Il Ponte sullo Stretto e la Sicilia che viaggia a 43 km orari

Attualità. Giù, a rotta di collo, per quasi mille chilometri. Poi si rallenta, ma non troppo, per i successivi 440. È l’Italia, dal nord fino alla banchina di Villa San Giovanni, dove i traghetti dello Stretto fanno avanti e indrè per quei tre chilometri e spicci.
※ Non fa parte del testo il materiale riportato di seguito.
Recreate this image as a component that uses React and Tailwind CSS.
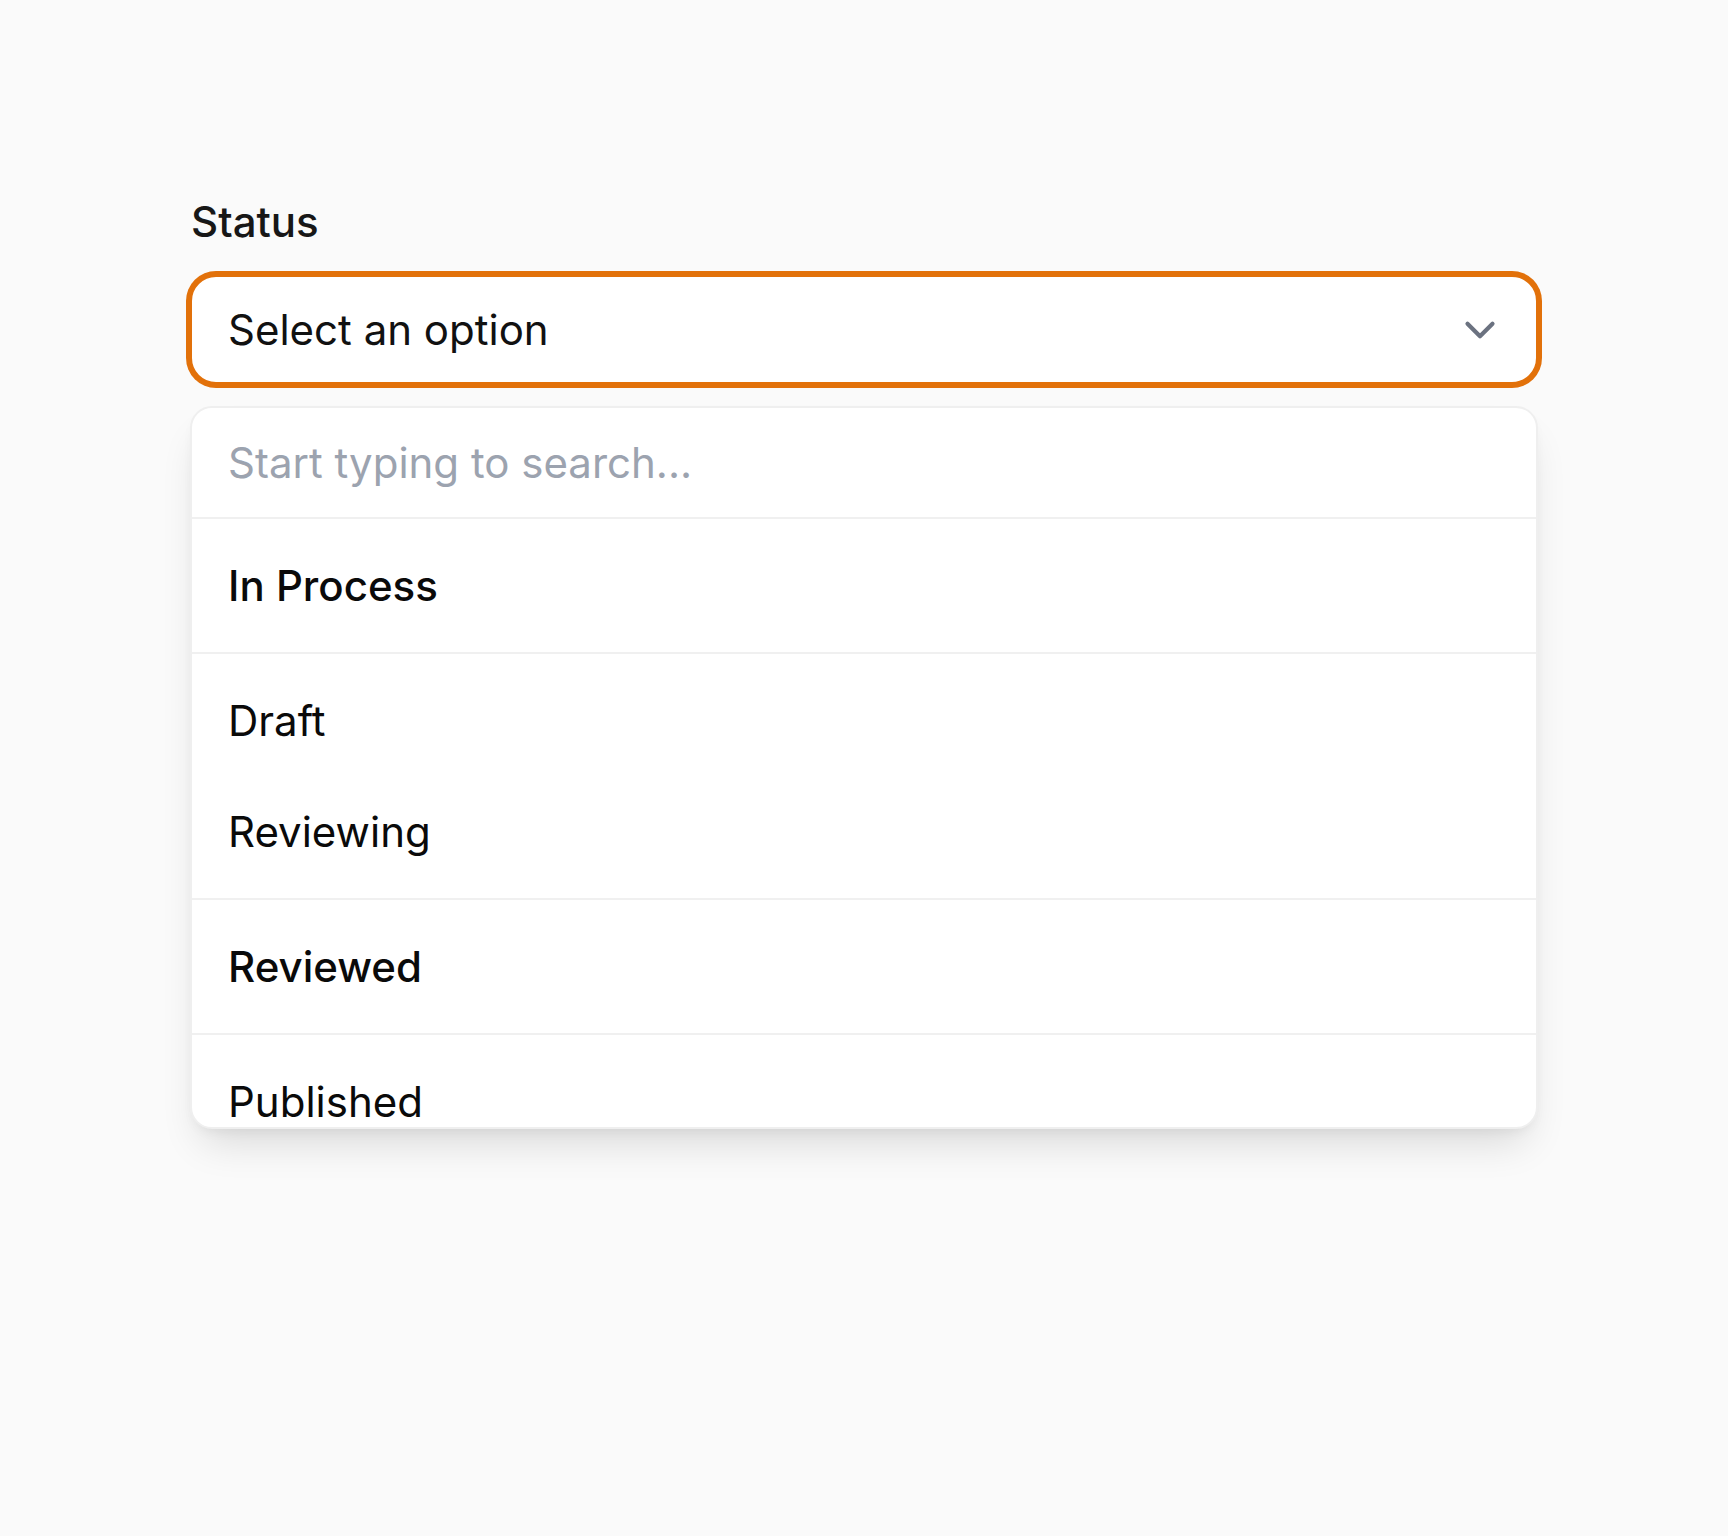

Lì, secondo i riesumati programmi governativi, tra chissà quanto avremo il ponte. Ma che dico ponte: il re dei ponti. Il ponte dei ponti. Roba che non hanno fatto da nessuna parte nel mondo. La faremo noi, tra Scilla e Cariddi. Il ponte sullo Stretto è come i film di don Camillo: se t’eri perso la 999ª replica, stai sicuro che prima o poi, ma più prima che poi, il tuo zapping si fermerà sulla numero 1.000. Dunque eccoci qui a riparlare del Ponte che, se bazzichi la Sicilia, prima o poi te lo domandano: lo vorresti o no, il ponte? Certo che sì, verrebbe da dire: dopo quasi 1.300 km una certezza non si disdegna, al posto della lotteria del «ferribòt». «It’s incredible that there is not a bridge», ci ha detto l’ultima volta, con un tono di semi-rimprovero, un americano sotto i 38 gradi del molo.

E allora vai a spiegargli che, nell’ordine. Sotto lo Stretto passa una faglia che nel 1908 ha generato un terremoto con tsunami annesso e, malcontate, circa centomila vittime nel Messinese. Che le correnti dello Stretto ricordano quelle di un fiume in piena (quando i fiumi avevano ancora le piene). Che il vento, lì, non è un optional: è di serie, sempre. E il vento non è proprio amico amico di un ponte a campata unica lungo tre chilometri. Che nell’arco di qualche centinaia di chilometri, in quell’area, sussistono numero 5 vulcani attivi, alcuni anche particolarmente nervosi: Etna, Vulcano, Lipari, Panarea, Stromboli. Più i tre che stanno più a nord: Vesuvio, Campi Flegrei, Ischia. La zona non s’addice, a naso, per un’opera tanto ardita. Ma su questo tecnici, ingegneri e progettisti saranno Cassazione.

Noi prendiamo solo nota di qualche numeretto, che aiuta sempre a ragionare. Perché dal nord a Salerno, come si diceva, sia in auto che in treno ci s’arriva a rotta di collo. In auto anche fino al molo: la famigerata Salerno-Reggio Calabria non è più famigerata, anzi. Ma in treno? Fino a Salerno si viaggia a circa 150 di media: 5,5 ore per 800 km. Da Salerno a Reggio (ma con i Frecciargento, altrimenti addio) si scende a 120. Lì si troverà il ponte, che sarà anche ferroviario. Ma poi? Da Messina a Trapani, 330 km, servono 8-9 ore. Da Messina a Siracusa, 160 km, 3 ore. Da Catania a Palermo, 210 km, 4,5 ore. La media è presto fatta: in Sicilia in treno si viaggia, spesso su binario unico, a 43 orari di media. Più o meno la media del Laos. E le autostrade, tra frane mai sistemate e cavalcavia dimezzati, non sono tanto meglio. Dunque l’obiezione sorge spontanea. Ma prima di collegare la Sicilia al resto del mondo, non va collegata la Sicilia con se stessa? Prima di portare lo Stretto nel futuro, non sarebbe il caso di portare la Sicilia quantomeno nell’età del ferro? Sarà meno appariscente, meno da photo opportunity col plastico. Ma sarebbe più utile. E il nostro turista americano se ne farà una ragione: d’altronde, col ponte già fatto si sarebbe perso l’arancino al pistacchio e il cannolo di pecora del traghetto. Che restano pur sempre un bel modo per digerire quella mezz’ora un po’ retrò.